**Given request**
Pull out all lines from the listing below in which the word "React" appears.

-------- Supplied records --------

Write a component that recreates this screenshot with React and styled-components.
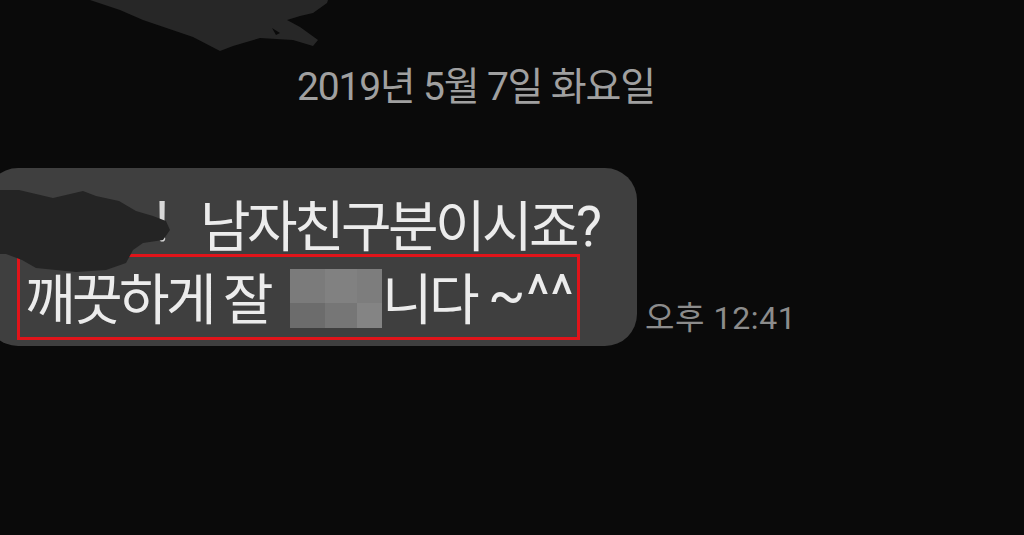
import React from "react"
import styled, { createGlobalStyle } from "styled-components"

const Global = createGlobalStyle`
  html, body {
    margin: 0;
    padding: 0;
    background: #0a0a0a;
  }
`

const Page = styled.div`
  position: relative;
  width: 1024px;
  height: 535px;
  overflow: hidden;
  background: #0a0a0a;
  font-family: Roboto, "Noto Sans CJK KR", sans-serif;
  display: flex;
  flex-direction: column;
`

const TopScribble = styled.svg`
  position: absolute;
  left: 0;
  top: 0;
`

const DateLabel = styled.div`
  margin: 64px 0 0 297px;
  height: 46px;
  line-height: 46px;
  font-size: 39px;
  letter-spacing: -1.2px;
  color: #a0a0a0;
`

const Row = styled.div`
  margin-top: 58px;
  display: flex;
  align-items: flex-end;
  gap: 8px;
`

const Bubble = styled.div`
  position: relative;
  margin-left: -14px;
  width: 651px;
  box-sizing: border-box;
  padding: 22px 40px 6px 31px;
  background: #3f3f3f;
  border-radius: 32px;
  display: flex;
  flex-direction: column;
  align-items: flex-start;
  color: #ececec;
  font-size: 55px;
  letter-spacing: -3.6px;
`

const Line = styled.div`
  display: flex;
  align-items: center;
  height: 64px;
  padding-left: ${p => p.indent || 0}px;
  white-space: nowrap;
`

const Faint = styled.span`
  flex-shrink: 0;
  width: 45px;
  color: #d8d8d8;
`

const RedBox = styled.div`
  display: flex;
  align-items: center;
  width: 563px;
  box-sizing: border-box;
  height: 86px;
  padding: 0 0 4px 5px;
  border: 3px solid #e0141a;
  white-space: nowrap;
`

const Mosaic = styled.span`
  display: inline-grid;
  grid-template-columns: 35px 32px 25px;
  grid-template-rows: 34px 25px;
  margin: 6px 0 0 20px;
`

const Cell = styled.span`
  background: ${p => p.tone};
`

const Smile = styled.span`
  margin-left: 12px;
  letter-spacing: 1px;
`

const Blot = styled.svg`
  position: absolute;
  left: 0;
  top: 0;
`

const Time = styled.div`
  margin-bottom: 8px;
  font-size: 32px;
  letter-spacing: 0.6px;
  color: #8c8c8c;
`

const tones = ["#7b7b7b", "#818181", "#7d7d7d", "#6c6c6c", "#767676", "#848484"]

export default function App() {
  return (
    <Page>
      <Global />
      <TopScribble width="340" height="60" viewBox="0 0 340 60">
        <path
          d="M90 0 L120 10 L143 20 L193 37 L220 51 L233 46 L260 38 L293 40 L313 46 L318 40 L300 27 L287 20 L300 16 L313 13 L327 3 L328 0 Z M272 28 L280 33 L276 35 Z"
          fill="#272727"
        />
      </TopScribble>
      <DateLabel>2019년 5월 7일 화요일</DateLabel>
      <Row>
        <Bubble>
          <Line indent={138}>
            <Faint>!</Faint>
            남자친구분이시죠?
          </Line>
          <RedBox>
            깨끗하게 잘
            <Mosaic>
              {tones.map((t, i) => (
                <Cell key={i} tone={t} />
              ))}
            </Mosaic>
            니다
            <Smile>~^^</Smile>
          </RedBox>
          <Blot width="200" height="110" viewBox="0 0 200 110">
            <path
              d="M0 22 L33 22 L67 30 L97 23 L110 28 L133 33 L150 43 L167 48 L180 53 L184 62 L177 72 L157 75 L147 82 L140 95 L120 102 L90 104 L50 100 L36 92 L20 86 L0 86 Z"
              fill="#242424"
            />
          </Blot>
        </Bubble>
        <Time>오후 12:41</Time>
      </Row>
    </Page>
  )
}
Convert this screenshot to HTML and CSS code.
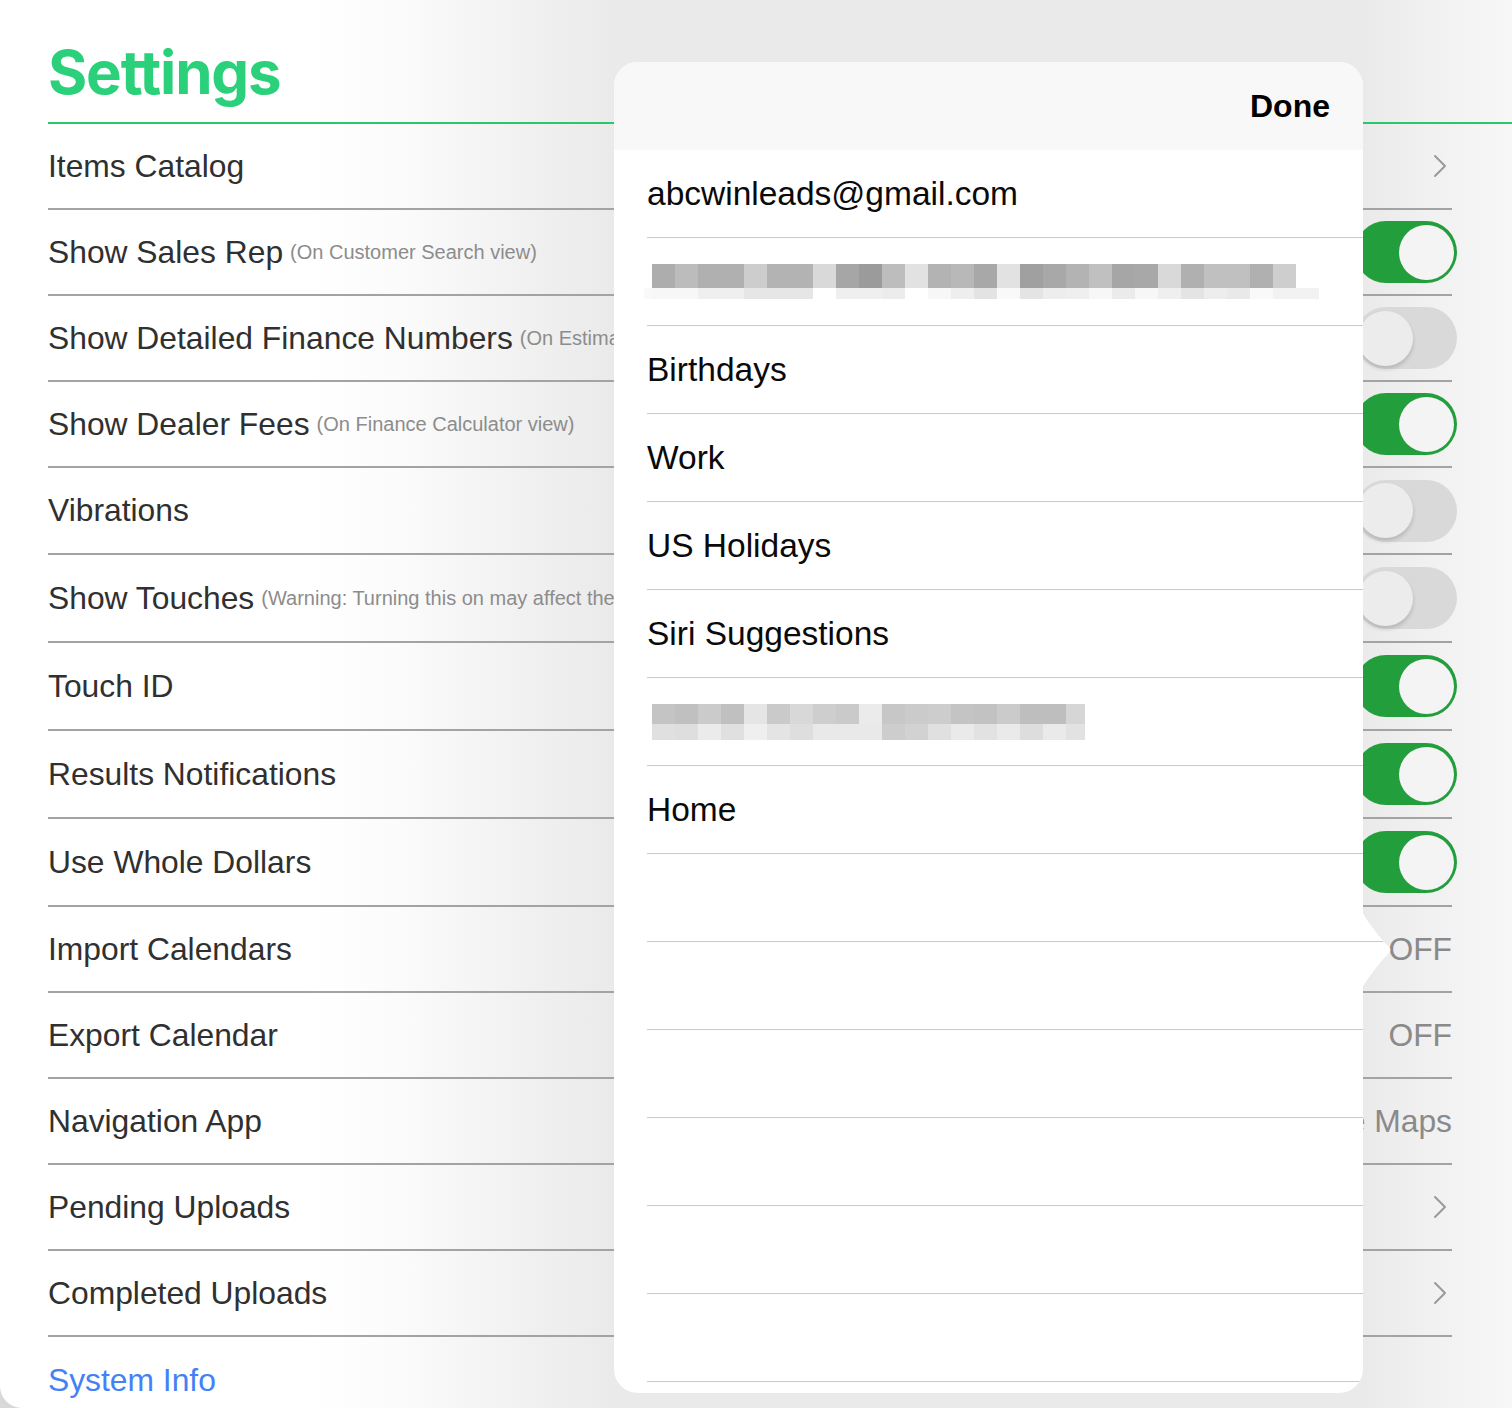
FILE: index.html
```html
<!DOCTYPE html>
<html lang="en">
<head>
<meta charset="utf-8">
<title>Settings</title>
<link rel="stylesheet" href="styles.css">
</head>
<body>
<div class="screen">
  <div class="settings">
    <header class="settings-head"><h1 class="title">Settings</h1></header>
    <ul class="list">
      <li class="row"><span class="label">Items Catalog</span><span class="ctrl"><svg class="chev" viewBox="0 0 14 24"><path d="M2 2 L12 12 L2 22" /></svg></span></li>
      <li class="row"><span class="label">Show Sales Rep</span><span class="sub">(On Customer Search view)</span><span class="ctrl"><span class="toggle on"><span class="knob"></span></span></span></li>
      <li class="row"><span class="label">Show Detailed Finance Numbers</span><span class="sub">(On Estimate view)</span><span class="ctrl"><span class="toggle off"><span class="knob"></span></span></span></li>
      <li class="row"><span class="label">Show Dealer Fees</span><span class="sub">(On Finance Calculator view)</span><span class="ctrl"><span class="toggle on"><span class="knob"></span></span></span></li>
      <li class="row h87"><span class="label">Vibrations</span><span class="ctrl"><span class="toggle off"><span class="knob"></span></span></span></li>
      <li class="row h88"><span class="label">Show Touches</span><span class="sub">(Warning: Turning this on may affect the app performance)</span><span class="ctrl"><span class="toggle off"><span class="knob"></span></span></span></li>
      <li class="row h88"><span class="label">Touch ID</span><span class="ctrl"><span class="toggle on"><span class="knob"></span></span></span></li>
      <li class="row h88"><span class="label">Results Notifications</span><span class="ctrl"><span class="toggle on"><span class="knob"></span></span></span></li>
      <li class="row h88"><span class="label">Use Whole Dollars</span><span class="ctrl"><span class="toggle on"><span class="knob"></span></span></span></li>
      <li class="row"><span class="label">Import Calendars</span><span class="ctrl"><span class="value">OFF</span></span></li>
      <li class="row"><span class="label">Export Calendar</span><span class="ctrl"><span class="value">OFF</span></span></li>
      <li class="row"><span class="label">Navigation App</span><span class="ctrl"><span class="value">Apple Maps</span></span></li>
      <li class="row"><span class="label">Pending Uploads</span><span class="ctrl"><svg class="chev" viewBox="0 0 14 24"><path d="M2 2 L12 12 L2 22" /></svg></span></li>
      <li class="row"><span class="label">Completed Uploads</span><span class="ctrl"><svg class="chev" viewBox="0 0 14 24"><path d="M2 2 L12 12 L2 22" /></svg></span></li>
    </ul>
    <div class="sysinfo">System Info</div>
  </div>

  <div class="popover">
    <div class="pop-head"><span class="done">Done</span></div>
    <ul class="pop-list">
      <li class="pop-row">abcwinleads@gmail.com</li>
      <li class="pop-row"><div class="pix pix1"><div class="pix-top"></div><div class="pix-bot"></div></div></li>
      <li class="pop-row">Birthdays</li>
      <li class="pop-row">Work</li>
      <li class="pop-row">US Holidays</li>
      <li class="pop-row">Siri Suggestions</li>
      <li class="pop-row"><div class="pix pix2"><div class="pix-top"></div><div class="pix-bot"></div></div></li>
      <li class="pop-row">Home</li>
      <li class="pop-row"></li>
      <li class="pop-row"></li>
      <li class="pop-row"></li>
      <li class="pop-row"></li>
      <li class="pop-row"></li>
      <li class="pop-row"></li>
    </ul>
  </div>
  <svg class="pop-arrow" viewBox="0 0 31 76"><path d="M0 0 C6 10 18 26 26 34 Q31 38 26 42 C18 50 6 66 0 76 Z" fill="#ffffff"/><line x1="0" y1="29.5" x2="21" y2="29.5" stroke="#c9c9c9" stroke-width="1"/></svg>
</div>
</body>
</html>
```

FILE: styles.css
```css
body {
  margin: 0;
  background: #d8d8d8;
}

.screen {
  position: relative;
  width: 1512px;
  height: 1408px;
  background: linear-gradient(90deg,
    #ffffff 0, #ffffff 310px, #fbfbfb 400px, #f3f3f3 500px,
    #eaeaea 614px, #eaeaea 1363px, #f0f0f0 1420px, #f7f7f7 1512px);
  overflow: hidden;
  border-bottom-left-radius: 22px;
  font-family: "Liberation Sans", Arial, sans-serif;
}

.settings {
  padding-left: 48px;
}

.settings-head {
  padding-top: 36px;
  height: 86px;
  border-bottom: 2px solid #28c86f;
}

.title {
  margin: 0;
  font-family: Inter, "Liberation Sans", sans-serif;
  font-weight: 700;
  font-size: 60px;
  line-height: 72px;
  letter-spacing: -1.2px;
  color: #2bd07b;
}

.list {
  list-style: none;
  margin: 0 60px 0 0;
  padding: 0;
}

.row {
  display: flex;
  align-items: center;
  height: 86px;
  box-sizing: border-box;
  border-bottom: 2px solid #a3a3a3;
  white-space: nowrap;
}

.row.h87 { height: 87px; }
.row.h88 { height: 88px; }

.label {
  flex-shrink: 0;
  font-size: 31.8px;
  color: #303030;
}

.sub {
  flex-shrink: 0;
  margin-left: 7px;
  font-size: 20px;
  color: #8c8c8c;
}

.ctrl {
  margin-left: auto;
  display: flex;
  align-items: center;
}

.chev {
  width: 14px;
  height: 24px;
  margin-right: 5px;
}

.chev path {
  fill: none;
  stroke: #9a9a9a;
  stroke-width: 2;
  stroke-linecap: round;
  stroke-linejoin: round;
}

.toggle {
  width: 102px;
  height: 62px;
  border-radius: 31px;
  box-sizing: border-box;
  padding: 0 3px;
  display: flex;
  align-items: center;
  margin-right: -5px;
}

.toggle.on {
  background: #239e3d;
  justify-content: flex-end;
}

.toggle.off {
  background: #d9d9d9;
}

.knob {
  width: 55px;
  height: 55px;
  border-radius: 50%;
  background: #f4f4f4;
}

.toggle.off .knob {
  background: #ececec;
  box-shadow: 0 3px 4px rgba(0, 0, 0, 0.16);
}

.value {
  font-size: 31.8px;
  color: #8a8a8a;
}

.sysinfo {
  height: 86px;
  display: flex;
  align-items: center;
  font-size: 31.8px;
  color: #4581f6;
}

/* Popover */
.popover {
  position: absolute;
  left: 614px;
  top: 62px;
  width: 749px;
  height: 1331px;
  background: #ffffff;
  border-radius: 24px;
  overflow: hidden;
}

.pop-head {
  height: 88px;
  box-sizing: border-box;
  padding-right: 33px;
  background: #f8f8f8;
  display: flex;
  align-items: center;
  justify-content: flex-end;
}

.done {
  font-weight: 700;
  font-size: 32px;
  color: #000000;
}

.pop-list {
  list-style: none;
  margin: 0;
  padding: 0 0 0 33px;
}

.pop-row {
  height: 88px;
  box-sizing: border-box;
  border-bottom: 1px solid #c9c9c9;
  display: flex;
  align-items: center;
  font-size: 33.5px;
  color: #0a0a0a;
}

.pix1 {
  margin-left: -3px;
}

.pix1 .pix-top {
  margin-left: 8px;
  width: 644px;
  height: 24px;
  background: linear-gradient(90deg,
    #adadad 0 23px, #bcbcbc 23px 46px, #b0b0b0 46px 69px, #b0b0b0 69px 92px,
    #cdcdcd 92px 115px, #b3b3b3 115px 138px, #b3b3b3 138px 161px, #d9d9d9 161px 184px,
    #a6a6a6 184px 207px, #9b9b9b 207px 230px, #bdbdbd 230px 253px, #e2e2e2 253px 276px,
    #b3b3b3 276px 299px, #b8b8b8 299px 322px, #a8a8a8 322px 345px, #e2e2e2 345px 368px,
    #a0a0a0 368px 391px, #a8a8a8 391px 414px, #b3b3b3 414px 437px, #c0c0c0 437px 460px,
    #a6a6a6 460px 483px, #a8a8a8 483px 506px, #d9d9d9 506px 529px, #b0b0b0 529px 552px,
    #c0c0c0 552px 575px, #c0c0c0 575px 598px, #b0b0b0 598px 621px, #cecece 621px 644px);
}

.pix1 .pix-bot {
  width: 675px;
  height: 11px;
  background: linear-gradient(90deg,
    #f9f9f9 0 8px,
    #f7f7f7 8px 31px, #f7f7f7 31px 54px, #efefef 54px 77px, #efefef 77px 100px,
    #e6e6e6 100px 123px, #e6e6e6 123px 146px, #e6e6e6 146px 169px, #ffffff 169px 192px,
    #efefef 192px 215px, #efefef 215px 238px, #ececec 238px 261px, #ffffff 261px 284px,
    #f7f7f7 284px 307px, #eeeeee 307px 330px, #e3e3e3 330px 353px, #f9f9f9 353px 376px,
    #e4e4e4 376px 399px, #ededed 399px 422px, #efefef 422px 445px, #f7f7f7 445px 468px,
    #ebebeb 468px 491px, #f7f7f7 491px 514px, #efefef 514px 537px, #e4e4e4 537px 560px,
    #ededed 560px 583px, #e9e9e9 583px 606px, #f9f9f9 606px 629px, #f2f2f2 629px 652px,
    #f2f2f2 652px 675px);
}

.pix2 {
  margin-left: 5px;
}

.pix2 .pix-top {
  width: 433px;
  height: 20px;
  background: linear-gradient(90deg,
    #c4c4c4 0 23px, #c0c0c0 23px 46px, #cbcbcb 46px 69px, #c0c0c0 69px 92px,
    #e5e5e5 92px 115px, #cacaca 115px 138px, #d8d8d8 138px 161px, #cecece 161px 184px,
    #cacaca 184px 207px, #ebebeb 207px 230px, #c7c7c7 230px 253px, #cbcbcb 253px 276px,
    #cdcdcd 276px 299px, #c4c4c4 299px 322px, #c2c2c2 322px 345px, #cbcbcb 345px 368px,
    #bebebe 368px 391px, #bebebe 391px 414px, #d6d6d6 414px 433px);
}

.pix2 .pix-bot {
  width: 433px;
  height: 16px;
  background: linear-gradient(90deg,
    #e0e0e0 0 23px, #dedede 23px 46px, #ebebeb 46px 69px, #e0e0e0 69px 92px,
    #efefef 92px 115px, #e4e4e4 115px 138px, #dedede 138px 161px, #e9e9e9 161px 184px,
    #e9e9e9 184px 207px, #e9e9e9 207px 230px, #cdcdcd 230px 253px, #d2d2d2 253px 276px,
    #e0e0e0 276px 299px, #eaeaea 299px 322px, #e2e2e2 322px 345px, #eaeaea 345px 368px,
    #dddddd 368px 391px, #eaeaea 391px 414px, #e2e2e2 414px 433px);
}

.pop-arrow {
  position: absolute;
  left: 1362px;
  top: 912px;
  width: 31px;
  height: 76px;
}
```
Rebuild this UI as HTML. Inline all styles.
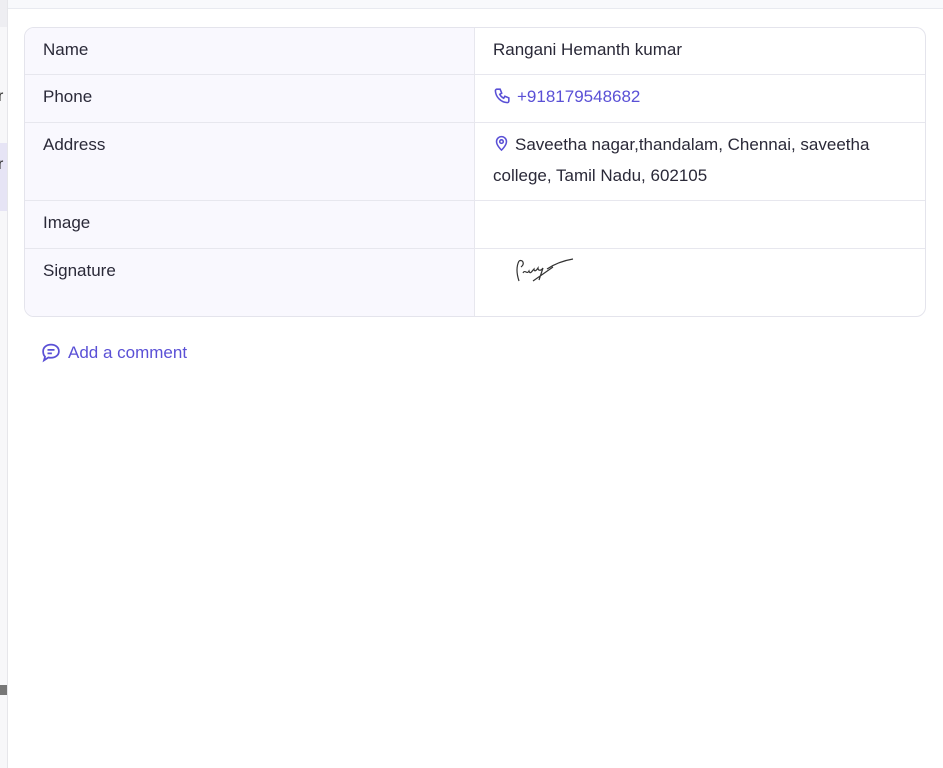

--------

**Response to the task**
Write a component that recreates this screenshot with React and styled-components.
import React from "react"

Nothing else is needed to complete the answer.